### The problem
Using the data beneath, show every line that includes the word "screenshot".

### Listed entries

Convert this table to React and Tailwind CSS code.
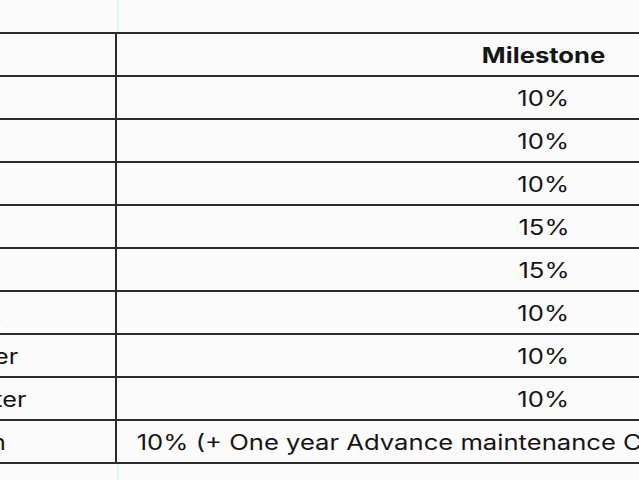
export default function App() {
  // pad = right padding of the label cell, so only the tail of each label shows
  const rows = [
    { label: 'Booking Amount', pct: '10%', pad: 'pr-[115px]' },
    { label: 'Within 30 days of Booking', pct: '10%', pad: 'pr-[140px]' },
    { label: 'On Completion of Foundation', pct: '10%', pad: 'pr-[140px]' },
    { label: 'On Completion of Ground Floor Slab', pct: '15%', pad: 'pr-[140px]' },
    { label: 'On Completion of First Floor Slab', pct: '15%', pad: 'pr-[140px]' },
    { label: 'On Completion of Brick Work', pct: '10%', pad: 'pr-[115px]' },
    { label: 'On Completion of Plaster', pct: '10%', pad: 'pr-[97px]' },
    { label: 'On Completion of Ext. Plaster', pct: '10%', pad: 'pr-[88px]' },
    { label: 'On Possession', pct: '10% (+ One year Advance maintenance Charges and Corpus Fund)', pad: 'pr-[109px]' },
  ];

  return (
    <div className="h-[480px] w-[639px] overflow-hidden bg-[#fbfbfb] text-[#161616]" style={{ fontFamily: 'Inter, "Liberation Sans", sans-serif' }}>
      <div className="ml-[117px] h-[32px] w-[2px] bg-[#e3f3f1]" />

      <div className="ml-[-300px] w-[1270px] border-t-2 border-[#2b2b2b]">
        <div className="flex h-[43px] border-b-2 border-[#2b2b2b]">
          <div className="w-[417px] border-r-2 border-[#2b2b2b]" />
          <div className="flex flex-1 items-center justify-center pt-[2px] text-[21px] font-bold">
            <span className="inline-block scale-x-[1.22]">Milestone</span>
          </div>
        </div>
        {rows.map((r) => (
          <div key={r.label} className="flex h-[43px] border-b-2 border-[#2b2b2b]">
            <div className={`flex w-[417px] items-center justify-end border-r-2 border-[#2b2b2b] pt-[2px] text-[21px] whitespace-nowrap ${r.pad}`}>
              <span className="inline-block origin-right scale-x-[1.2]">{r.label}</span>
            </div>
            <div className="flex flex-1 items-center justify-center pt-[2px] text-[21px] whitespace-nowrap">
              <span className="inline-block scale-x-[1.22]">{r.pct}</span>
            </div>
          </div>
        ))}
      </div>

      <div className="ml-[117px] h-[20px] w-[2px] bg-[#e3f3f1]" />
    </div>
  );
}
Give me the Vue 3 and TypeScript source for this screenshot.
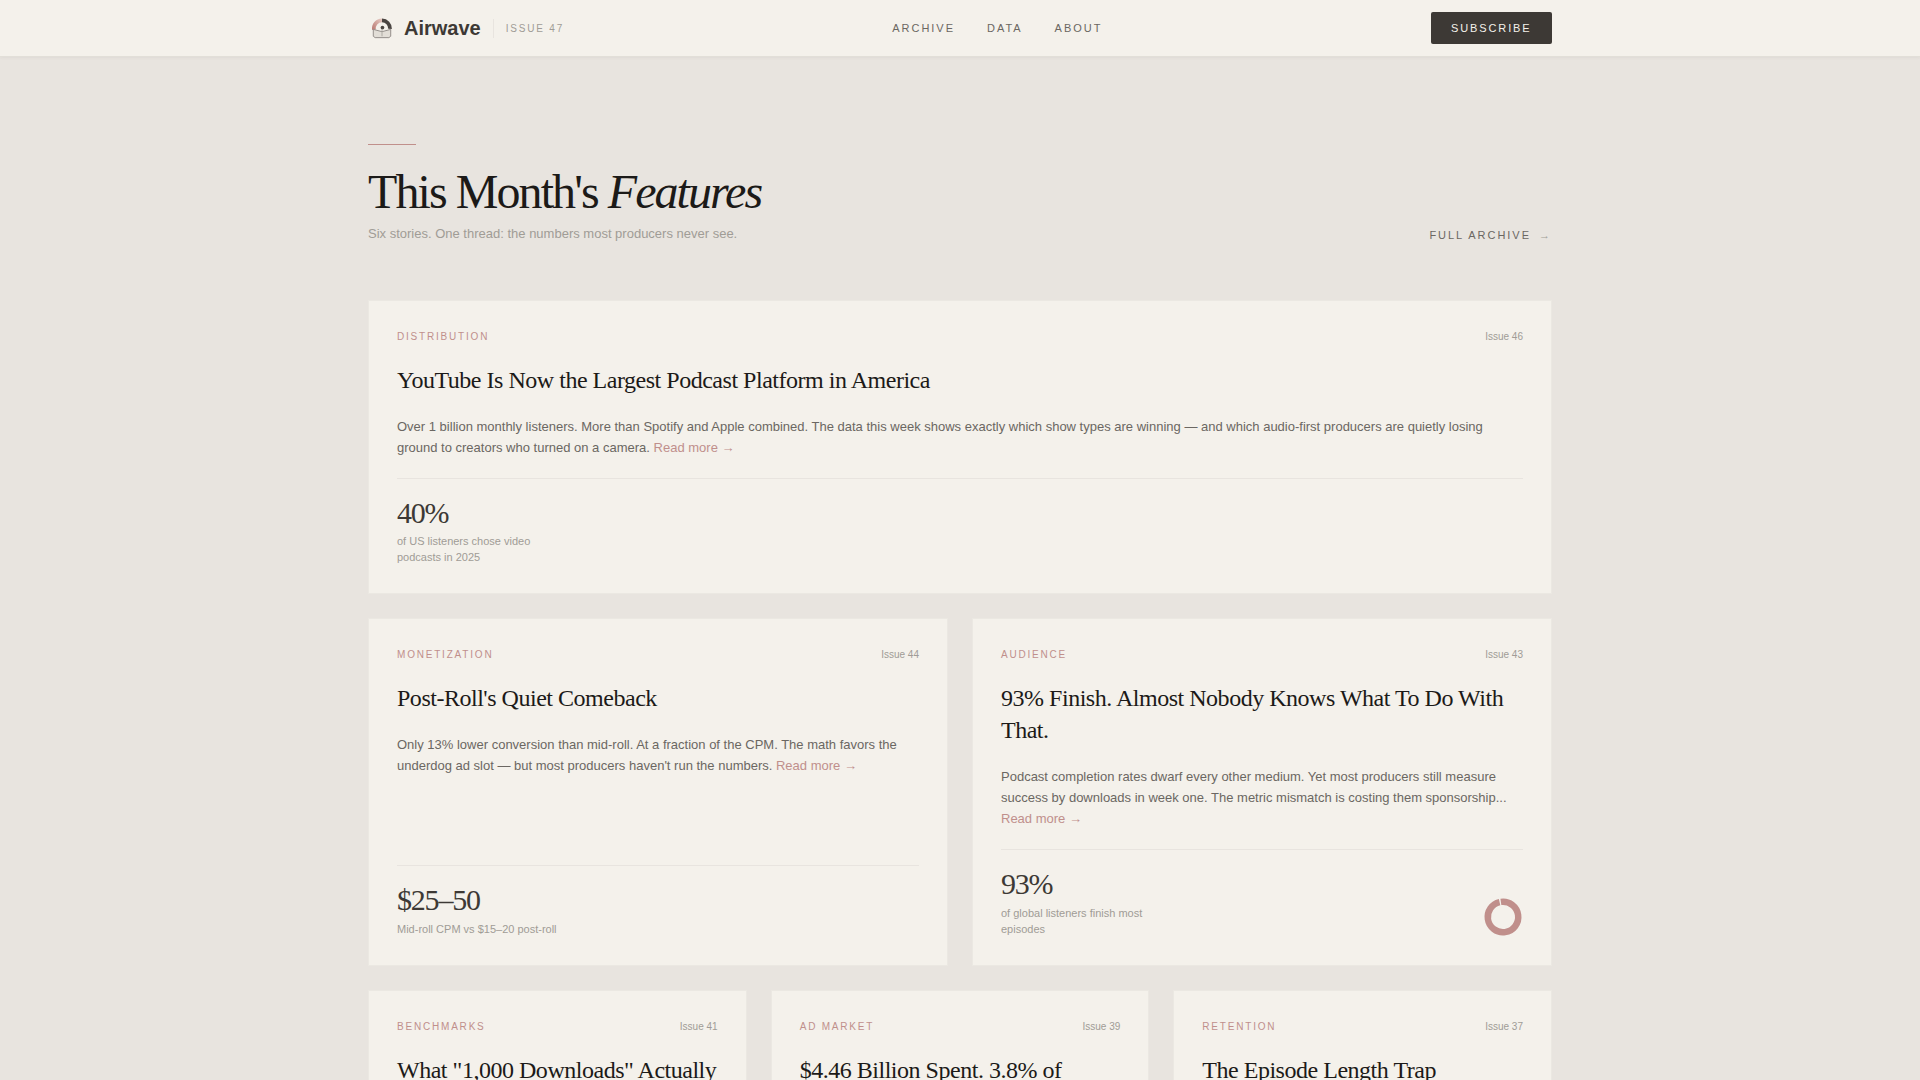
<script setup lang="ts">
interface Stat {
  value: string;
  label: string;
  ring?: boolean;
}

interface Story {
  tag: string;
  issue: string;
  title: string;
  body: string;
  stat?: Stat;
}

const navLinks = ["Archive", "Data", "About"];

const lead: Story = {
  tag: "Distribution",
  issue: "Issue 46",
  title: "YouTube Is Now the Largest Podcast Platform in America",
  body: "Over 1 billion monthly listeners. More than Spotify and Apple combined. The data this week shows exactly which show types are winning — and which audio-first producers are quietly losing ground to creators who turned on a camera.",
  stat: { value: "40%", label: "of US listeners chose video podcasts in 2025" },
};

const pair: Story[] = [
  {
    tag: "Monetization",
    issue: "Issue 44",
    title: "Post-Roll's Quiet Comeback",
    body: "Only 13% lower conversion than mid-roll. At a fraction of the CPM. The math favors the underdog ad slot — but most producers haven't run the numbers.",
    stat: { value: "$25–50", label: "Mid-roll CPM vs $15–20 post-roll" },
  },
  {
    tag: "Audience",
    issue: "Issue 43",
    title: "93% Finish. Almost Nobody Knows What To Do With That.",
    body: "Podcast completion rates dwarf every other medium. Yet most producers still measure success by downloads in week one. The metric mismatch is costing them sponsorship...",
    stat: { value: "93%", label: "of global listeners finish most episodes", ring: true },
  },
];

const trio: Story[] = [
  {
    tag: "Benchmarks",
    issue: "Issue 41",
    title: 'What "1,000 Downloads" Actually Means',
    body: "",
  },
  {
    tag: "Ad Market",
    issue: "Issue 39",
    title: "$4.46 Billion Spent. 3.8% of Listeners Noticed.",
    body: "",
  },
  {
    tag: "Retention",
    issue: "Issue 37",
    title: "The Episode Length Trap",
    body: "",
  },
];

const ringRadius = 15.25;
const ringLength = 2 * Math.PI * ringRadius;
// small gap just left of twelve o'clock
const ringDash = `${ringLength - 2} ${ringLength}`;
</script>

<template>
  <div class="page">
    <header class="topbar">
      <div class="topbar-inner">
        <div class="brand">
          <svg class="logo" width="22" height="22" viewBox="0 0 24 24" aria-hidden="true">
            <defs>
              <linearGradient id="logo-arc" x1="0" y1="1" x2="1" y2="0">
                <stop offset="0" stop-color="#bd7f78" />
                <stop offset="1" stop-color="#e3c6be" />
              </linearGradient>
            </defs>
            <path d="M3.2 14a9 9 0 0 1 8.8-10.4" fill="none" stroke="url(#logo-arc)" stroke-width="4" />
            <path d="M12 3.6a9 9 0 0 1 8.8 9.4" fill="none" stroke="#4a4541" stroke-width="4" />
            <path d="M2.5 13.5l9.5 2.5 9.5-2.5v7.5l-2 1.5h-15l-2-1.5z" fill="#e2ded7" stroke="#8d8883" stroke-width="1" />
            <circle cx="12.5" cy="11.5" r="2" fill="#4a4541" />
            <path d="M12 13v8" stroke="#aaa6a0" stroke-width="1" />
          </svg>
          <span class="brand-name">Airwave</span>
          <span class="brand-issue">Issue 47</span>
        </div>
        <nav class="nav">
          <a v-for="link in navLinks" :key="link" class="nav-link">{{ link }}</a>
        </nav>
        <button type="button" class="subscribe">Subscribe</button>
      </div>
    </header>

    <main class="content">
      <section class="intro">
        <div>
          <div class="rule"></div>
          <h1 class="headline">This Month's <em>Features</em></h1>
          <p class="subhead">Six stories. One thread: the numbers most producers never see.</p>
        </div>
        <a class="archive-link">Full Archive <span class="archive-arrow">→</span></a>
      </section>

      <article class="card">
        <div class="card-top">
          <span class="tag">{{ lead.tag }}</span>
          <span class="issue">{{ lead.issue }}</span>
        </div>
        <h2 class="title">{{ lead.title }}</h2>
        <p class="body">{{ lead.body }} <a class="more">Read more →</a></p>
        <div class="stat">
          <div>
            <div class="stat-value">{{ lead.stat?.value }}</div>
            <div class="stat-label">{{ lead.stat?.label }}</div>
          </div>
        </div>
      </article>

      <div class="row two">
        <article v-for="story in pair" :key="story.issue" class="card">
          <div class="card-top">
            <span class="tag">{{ story.tag }}</span>
            <span class="issue">{{ story.issue }}</span>
          </div>
          <h2 class="title">{{ story.title }}</h2>
          <p class="body">{{ story.body }} <a class="more">Read more →</a></p>
          <div class="stat">
            <div>
              <div class="stat-value">{{ story.stat?.value }}</div>
              <div class="stat-label">{{ story.stat?.label }}</div>
            </div>
            <svg v-if="story.stat?.ring" class="ring" width="40" height="40" viewBox="0 0 40 40">
              <circle
                cx="20"
                cy="20"
                :r="ringRadius"
                fill="none"
                stroke="#c08f8b"
                stroke-width="6.5"
                :stroke-dasharray="ringDash"
                transform="rotate(-98 20 20)"
              />
            </svg>
          </div>
        </article>
      </div>

      <div class="row three">
        <article v-for="story in trio" :key="story.issue" class="card">
          <div class="card-top">
            <span class="tag">{{ story.tag }}</span>
            <span class="issue">{{ story.issue }}</span>
          </div>
          <h2 class="title">{{ story.title }}</h2>
        </article>
      </div>
    </main>
  </div>
</template>

<style>
html,
body {
  background: #e8e4df;
}
</style>

<style scoped>
.page {
  min-height: 100vh;
  background: #e8e4df;
  font-family: "Liberation Sans", Arial, sans-serif;
}

.topbar {
  height: 57px;
  background: #f4f1eb;
  border-bottom: 1px solid #e2dfd8;
  box-shadow: 0 1px 3px rgba(60, 50, 40, 0.05);
  box-sizing: border-box;
}

.topbar-inner {
  max-width: 1184px;
  height: 100%;
  margin: 0 auto;
  display: flex;
  justify-content: space-between;
  align-items: center;
}

.brand {
  display: flex;
  align-items: center;
}

.logo {
  margin-left: 3px;
  margin-right: 11px;
}

.brand-name {
  font-size: 20px;
  font-weight: 700;
  color: #3d3935;
}

.brand-issue {
  margin-left: 12px;
  padding-left: 12px;
  border-left: 1px solid #e8e4df;
  padding-top: 1px;
  font-size: 10px;
  line-height: 18px;
  letter-spacing: 0.18em;
  text-transform: uppercase;
  color: #a09c96;
}

.nav {
  display: flex;
  gap: 32px;
}

.nav-link {
  font-size: 11px;
  letter-spacing: 0.18em;
  text-transform: uppercase;
  color: #6b6762;
}

.subscribe {
  height: 32px;
  padding: 0 20.5px;
  border: none;
  border-radius: 2px;
  background: #3d3935;
  color: #f4f1eb;
  font-family: inherit;
  font-size: 11px;
  letter-spacing: 0.17em;
  text-transform: uppercase;
}

.content {
  max-width: 1184px;
  margin: 0 auto;
  padding-top: 87px;
}

.intro {
  display: flex;
  justify-content: space-between;
  align-items: flex-end;
  margin-bottom: 55px;
}

.rule {
  width: 48px;
  height: 1px;
  background: #c08f8b;
  margin-bottom: 21px;
}

.headline {
  margin: 0 0 5px;
  font-family: "Liberation Serif", "Times New Roman", serif;
  font-size: 48px;
  font-weight: 400;
  line-height: 1.1;
  letter-spacing: -0.04em;
  color: #1c1a18;
}

.headline em {
  font-style: italic;
}

.subhead {
  margin: 0 0 1px;
  font-size: 13px;
  line-height: 20px;
  color: #a09c96;
}

.archive-link {
  font-size: 11px;
  line-height: 20px;
  letter-spacing: 0.18em;
  text-transform: uppercase;
  color: #6b6762;
}

.archive-arrow {
  margin-left: 3px;
  color: #a09c96;
}

.card {
  box-sizing: border-box;
  display: flex;
  flex-direction: column;
  padding: 28px;
  background: #f4f1eb;
  border: 1px solid #ebe8e2;
}

.card-top {
  display: flex;
  justify-content: space-between;
  align-items: center;
  margin-bottom: 19.2px;
}

.tag {
  font-size: 10px;
  line-height: 16px;
  letter-spacing: 0.18em;
  text-transform: uppercase;
  color: #c08f8b;
}

.issue {
  font-size: 10px;
  line-height: 16px;
  color: #a09c96;
}

.title {
  margin: 0 0 20px;
  font-family: "Liberation Serif", "Times New Roman", serif;
  font-size: 24px;
  font-weight: 400;
  line-height: 32px;
  letter-spacing: -0.02em;
  color: #1c1a18;
}

.body {
  margin: 0 0 20px;
  font-size: 13px;
  line-height: 21px;
  color: #6b6762;
}

.more {
  color: #c08f8b;
}

.stat {
  margin-top: auto;
  padding-top: 19px;
  border-top: 1px solid #e8e4df;
  display: flex;
  justify-content: space-between;
  align-items: flex-end;
}

.stat-value {
  font-family: "Liberation Serif", "Times New Roman", serif;
  font-size: 30px;
  line-height: 1;
  letter-spacing: -0.04em;
  color: #3d3935;
}

.stat-label {
  margin-top: 5.2px;
  max-width: 160px;
  font-size: 11px;
  line-height: 16px;
  color: #a09c96;
}

.row {
  display: grid;
  gap: 24px;
  margin-top: 24px;
}

.two {
  grid-template-columns: 1fr 1fr;
}

.three {
  grid-template-columns: 1fr 1fr 1fr;
}

.three .card {
  min-height: 200px;
}
</style>
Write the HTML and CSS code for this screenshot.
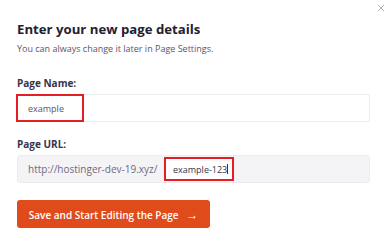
FILE: index.html
```html
<!DOCTYPE html>
<html lang="en">
<head>
    <meta charset="UTF-8">
    <title>New page</title>
    <link rel="stylesheet" href="styles.css">
</head>
<body>
    <div class="modal">
        <button class="close" aria-label="Close">
            <svg viewBox="0 0 8 8" width="8" height="8">
                <path d="M1 1 L7 7 M7 1 L1 7" />
            </svg>
        </button>
        <h2 class="title">Enter your new page details</h2>
        <p class="subtitle">You can always change it later in Page Settings.</p>

        <div class="field">
            <label class="label">Page Name:</label>
            <div class="input">
                <span class="value highlight">example</span>
            </div>
        </div>

        <div class="field">
            <label class="label">Page URL:</label>
            <div class="input url">
                <span class="prefix">http://hostinger-dev-19.xyz/</span>
                <span class="value highlight slug">example-123<span class="caret"></span></span>
            </div>
        </div>

        <button class="save">Save and Start Editing the Page <span class="arrow">&rarr;</span></button>
    </div>
</body>
</html>
```

FILE: styles.css
```css
body {
    margin: 0;
    background: #fff;
    font-family: "Open Sans", sans-serif;
    color: #36344d;
}

.modal {
    position: relative;
    width: 389px;
    height: 247px;
    box-sizing: border-box;
    padding: 19px 19px 0 17px;
    display: flex;
    flex-direction: column;
}

.close {
    position: absolute;
    top: 4px;
    right: 4px;
    width: 8px;
    height: 8px;
    padding: 0;
    border: 0;
    background: none;
}

.close svg {
    display: block;
    stroke: #b9b2c4;
    stroke-width: 1;
}

.title {
    margin: 0;
    font-size: 13.2px;
    line-height: 20px;
    font-weight: 700;
    color: #232031;
}

.subtitle {
    margin: 4px 0 0;
    font-size: 9px;
    line-height: 12px;
    color: #5a5568;
}

.field {
    display: flex;
    flex-direction: column;
    margin-top: 21px;
}

.field + .field {
    margin-top: 15px;
}

.label {
    font-size: 10px;
    line-height: 14px;
    font-weight: 700;
    color: #36344d;
    margin-bottom: 4px;
}

.input {
    display: flex;
    align-items: center;
    height: 28px;
    border: 1px solid #ececf0;
    border-radius: 3px;
    background: #fff;
    box-sizing: border-box;
}

.value {
    font-size: 9px;
    color: #5a5568;
}

.highlight {
    display: flex;
    align-items: center;
    height: 28px;
    box-sizing: border-box;
    border: 2px solid #e51d24;
    margin: -1px 0 -1px -2px;
    padding-left: 10px;
    width: 68px;
}

.url {
    background: #f4f4f6;
    padding-left: 10px;
}

.prefix {
    font-size: 10px;
    color: #6f6a80;
    width: 136px;
}

.slug {
    height: 24px;
    margin: 0;
    width: 70px;
    padding-left: 7px;
    background: #fff;
    color: #36344d;
}

.caret {
    display: inline-block;
    width: 1px;
    height: 10px;
    background: #36344d;
}

.save {
    align-self: flex-start;
    margin-top: 17px;
    width: 193px;
    height: 28px;
    border: 0;
    border-radius: 3px;
    background: #df4b1b;
    color: #fff;
    font-family: "Open Sans", sans-serif;
    font-size: 10px;
    font-weight: 600;
    padding: 0;
    text-align: center;
}

.arrow {
    font-size: 12px;
    margin-left: 5px;
}
```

### Task output
Give me the Vue 3 and TypeScript source for this screenshot.
Write the HTML and CSS code for this screenshot.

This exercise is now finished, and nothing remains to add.